Reduces the honeypot attack vector of sections holding tokens or of a centralized possibly political body (a foundation) holding rDBC’s as they have no value until cracked open and cracking them open takes a lot of work.
Auto-magically (because of free markets) reduces SNT volatility. As the price of SNT’s go up, there is more market incentive to hack open rDBC’s. As the price of SNT’s goes down, the incentive decreases and less rDBC’s are hacked open.
Although these points somewhat conflate with benefits of Part 1, I’ll let them stand as is. Generally I see them as valid.
From this initial walk through, it seems to me as if Part 1 could actually stand perfectly fine on its own, and that the need for Part 2 is mostly based on poor analysis, fears and assumptions.
I consider this walk though fairly rudimentary, and that there is room for more and deeper looks at all alternatives so far discussed (and hopefully more).
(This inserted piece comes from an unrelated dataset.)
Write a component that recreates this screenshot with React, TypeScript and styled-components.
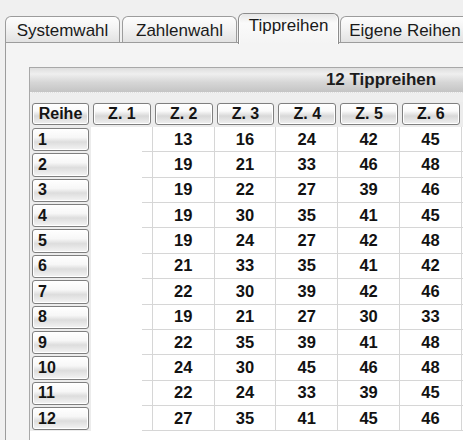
import React from "react";
import styled, { createGlobalStyle, css } from "styled-components";

const Global = createGlobalStyle`
  html, body { margin: 0; padding: 0; overflow: hidden; background: #f0f0f0; }
  body { font-family: "Liberation Sans", Arial, sans-serif; color: #111; }
`;

const Screen = styled.div`
  width: 463px;
  height: 440px;
  overflow: hidden;
  padding: 14px 0 0 5px;
  box-sizing: border-box;
  background: #f0f0f0;
`;

const TabBar = styled.div`
  display: flex;
  align-items: flex-end;
  gap: 2px;
  height: 28px;
  position: relative;
  z-index: 2;
`;

const Tab = styled.div<{ $w: number; $active?: boolean }>`
  width: ${(p) => p.$w}px;
  flex: none;
  box-sizing: border-box;
  height: 26px;
  border: 1px solid #9c9c9c;
  border-bottom: none;
  border-radius: 6px 6px 0 0;
  background: linear-gradient(#fdfdfd 0%, #f3f3f3 45%, #e2e2e2 100%);
  display: flex;
  align-items: center;
  justify-content: center;
  font-size: 17px;
  color: #1a1a1a;
  white-space: nowrap;
  padding-top: 2px;
  ${(p) =>
    p.$active &&
    css`
      height: 31px;
      margin: 0 -1px -2px;
      padding-top: 0;
      padding-bottom: 6px;
      border-color: #8c8c8c;
      background: linear-gradient(#e6e6e6 0%, #fafafa 30%, #f4f4f4 100%);
      box-shadow: inset 1px 0 0 #fff, inset -1px 0 0 #fff;
    `}
`;

const Panel = styled.div`
  border-top: 1px solid #9c9c9c;
  border-left: 1px solid #9c9c9c;
  background: #f4f4f4;
  padding: 24px 0 0 23px;
  height: 420px;
  position: relative;
  z-index: 1;
`;

const Table = styled.div`
  width: 702px;
  border: 1px solid #a8a8a8;
  background: #fff;
  height: 400px;
`;

const TitleBar = styled.div`
  height: 24px;
  display: flex;
  align-items: center;
  justify-content: center;
  font-weight: bold;
  font-size: 17px;
  color: #1c1c1c;
  background: linear-gradient(#dedede 0%, #efefef 25%, #d6d6d6 60%, #c4c4c4 100%);
  border-bottom: 1px dotted #f4f4f4;
  box-shadow: 0 1px 0 #c8c8c8;
`;

const Strip = styled.div`
  height: 9px;
  background: #eeeeee;
`;

const cols = "61px repeat(10, 61.8px)";

const HeaderRow = styled.div`
  display: grid;
  grid-template-columns: ${cols};
  height: 25px;
  background: #ececec;
`;

const BodyRow = styled.div`
  display: grid;
  grid-template-columns: ${cols};
  height: 25.36px;
`;

const HeadButton = styled.div<{ $left?: boolean }>`
  margin: 1px 2px 2px 2px;
  border: 1px solid #7f7f7f;
  border-radius: 3px;
  background: linear-gradient(#ffffff 0%, #fafafa 35%, #d8d8d8 60%, #f0f0f0 100%);
  box-shadow: inset 0 0 0 1px #fff;
  display: flex;
  align-items: center;
  justify-content: ${(p) => (p.$left ? "flex-start" : "center")};
  padding-left: ${(p) => (p.$left ? "5px" : "0")};
  font-weight: bold;
  font-size: 16px;
  color: #141414;
  overflow: hidden;
  white-space: nowrap;
`;

const RowHeadCell = styled.div`
  background: #ececec;
  display: flex;
  padding: 1px 2px 1px 2px;
`;

const RowButton = styled(HeadButton)`
  margin: 0;
  flex: 1;
  background: linear-gradient(#ffffff 0%, #f7f7f7 40%, #dddddd 62%, #f4f4f4 100%);
`;

const Cell = styled.div<{ $empty?: boolean }>`
  box-sizing: border-box;
  border-right: 1px solid #d6d6d6;
  border-bottom: ${(p) => (p.$empty ? "none" : "1px solid #d6d6d6")};
  background: #fff;
  display: flex;
  align-items: center;
  justify-content: center;
  font-weight: bold;
  font-size: 16.5px;
  color: #121212;
  position: relative;
  ${(p) =>
    p.$empty &&
    css`
      &::after {
        content: "";
        position: absolute;
        right: 0;
        bottom: 0;
        width: 10px;
        height: 1px;
        background: #d6d6d6;
      }
    `}
`;

const rows = [
  [13, 16, 24, 42, 45],
  [19, 21, 33, 46, 48],
  [19, 22, 27, 39, 46],
  [19, 30, 35, 41, 45],
  [19, 24, 27, 42, 48],
  [21, 33, 35, 41, 42],
  [22, 30, 39, 42, 46],
  [19, 21, 27, 30, 33],
  [22, 35, 39, 41, 48],
  [24, 30, 45, 46, 48],
  [22, 24, 33, 39, 45],
  [27, 35, 41, 45, 46],
];

const tabs = [
  { label: "Systemwahl", w: 115 },
  { label: "Zahlenwahl", w: 115 },
  { label: "Tippreihen", w: 101, active: true },
  { label: "Eigene Reihen", w: 130 },
];

const headers = ["Z. 1", "Z. 2", "Z. 3", "Z. 4", "Z. 5", "Z. 6"];

export default function App() {
  return (
    <Screen>
      <Global />
      <TabBar>
        {tabs.map((t) => (
          <Tab key={t.label} $w={t.w} $active={t.active}>
            {t.label}
          </Tab>
        ))}
      </TabBar>
      <Panel>
        <Table>
          <TitleBar>12 Tippreihen</TitleBar>
          <Strip />
          <HeaderRow>
            <HeadButton>Reihe</HeadButton>
            {headers.map((h) => (
              <HeadButton key={h}>{h}</HeadButton>
            ))}
            {Array.from({ length: 4 }, (_, i) => (
              <HeadButton key={"x" + i} />
            ))}
          </HeaderRow>
          {rows.map((r, i) => (
            <BodyRow key={i}>
              <RowHeadCell>
                <RowButton $left>{i + 1}</RowButton>
              </RowHeadCell>
              <Cell $empty />
              {r.map((n, j) => (
                <Cell key={j}>{n}</Cell>
              ))}
              {Array.from({ length: 4 }, (_, k) => (
                <Cell key={"e" + k} />
              ))}
            </BodyRow>
          ))}
        </Table>
      </Panel>
    </Screen>
  );
}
A small word on the Foundation alternative
About the alternative to giving the remaining 70% to MAID holders and shareholders; the Foundation:
The biggest risk with giving 70% of the supply to a foundation, is in my mind not a takeover or a hack (although they are definitely there as well).
The biggest risk is bureaucracy, politics, bike-shedding, etc. leading to a bogged down process which sucks resources and accomplishes very little.
Looking at the discussions within Bamboo Garden Fund, which already see some of the troubles of decision making in foundations, and scaling that up a thousand times… we can already get a picture of the difficulties and the complexity.
The complexity involved in managing an arrangement like that is a completely different universe compared to letting the tokens trickle how they may as investors sell off.
One is a colossus with constant pressure from degrading forces. The other is a self-organizing process.